XGBoost has established itself as one of the most important machine learning algorithms due to its versatility and impressive performance.
Having used XGBoost for previous projects, I am always open to making its implementation faster, better, and cheaper. My curiosity was piqued when I came across AutoXGB, which claims to be an automated tool for simplifying the training and deployment of XGBoost models.
Given my work in the financial services sector, where fraud is a significant concern, it would be an excellent opportunity to use credit card fraud data to assess how AutoXGB fares against the standard XGBoost setup usually used.
Contents
(1) Data Acquisition and Understanding (2) Handling Class Imbalance (3) Choice of Performance Metric (4) Baseline – XGBoost with RandomizedSearchCV (5) Putting AutoXGB to the Test (6) Final Verdict
Click here to view the GitHub repo for this project
(1) Data Acquisition and Understanding
Overview
This project uses the credit card transaction data from the research collaboration between Worldline and Machine Learning Group (University of Brussells) on fraud detection (used under GNU Public License).
The dataset is a realistic simulation of real-world credit card transactions and has been designed to include complicated fraud detection issues.
These issues include class imbalance (only <1% of transactions are fraudulent), a mix of numerical and (high cardinality) categorical variables, and time-dependent fraud occurrences.
Data Transformation
We will be using the transformed dataset instead of the raw one to align with the project objective.
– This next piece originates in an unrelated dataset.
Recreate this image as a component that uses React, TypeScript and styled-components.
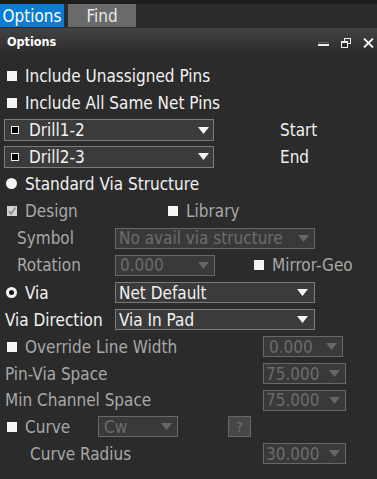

The details of the baseline feature engineering are out of scope, so here is a brief summary:
- Indicate whether the transaction occurred (i) during the day or night; (ii) on a weekday or weekend. This is done because fraudulent patterns differ based on time of day and day of week
- Characterize customer spending behavior (e.g., average spending, number of transactions) by using the RFM (Recency, Frequency, Monetary value) metric
- Classify risk associated with each payment terminal by calculating its average count of fraud cases over a time window

Predictor and Target Features
Upon completion of the feature engineering, we have a dataset with the following features:
- TX_AMOUNT: Transaction amount in dollars [float]
- TX_DURING_WEEKEND: Whether transaction took place on the weekend [boolean]
- TX_DURING_NIGHT: Whether transaction took place at night [boolean]
- *CUSTOMER_ID_NB_TX___DAY_WINDOW**: Number of transactions for each customer over the last 1, 7, and 30 days [integer]
- *CUSTOMER_ID_AVG_AMOUNT___DAY_WINDOW**: Average amount (dollars) spent by each customer in the last 1, 7, and 30 days [float]
- *TERMINAL_ID_NBTXDAY_WINDOW**: Number of transactions on the terminal over the last 1, 7, and 30 days [integer]
- *TERMINAL_IDRISKDAY_WINDOW**: Average number of fraudulent transactions on the terminal over the last 1, 7, and 30 days [integer]
-
TX_FRAUD: Indicator for whether the transaction is legitimate (0) or fraudulent (1) [boolean]
From the target variable TX_FRAUD, ** we can see that we are dealing with a binary classification tas**k.
Train-Test Split with Delay Period
An important aspect to consider in fraud detection is the delay period (aka feedback delay). In real-world situations, a fraudulent transaction is only known some time after a complaint or investigation has been made.
Therefore, we need to introduce a sequential delay period (e.g., one week) to separate the train and test sets, where the test set should occur at least one week after the last transaction of the train set.
The train-test split is as follows:
- Train Set: 8 weeks (2018–Jul–01 to 2018–Aug–27)
- Delay Period: 1 week (2018–Aug–28 to 2018–Sep–03)
- Test Set: 1 week (2018–Sep–04 to 2018–Sep–10)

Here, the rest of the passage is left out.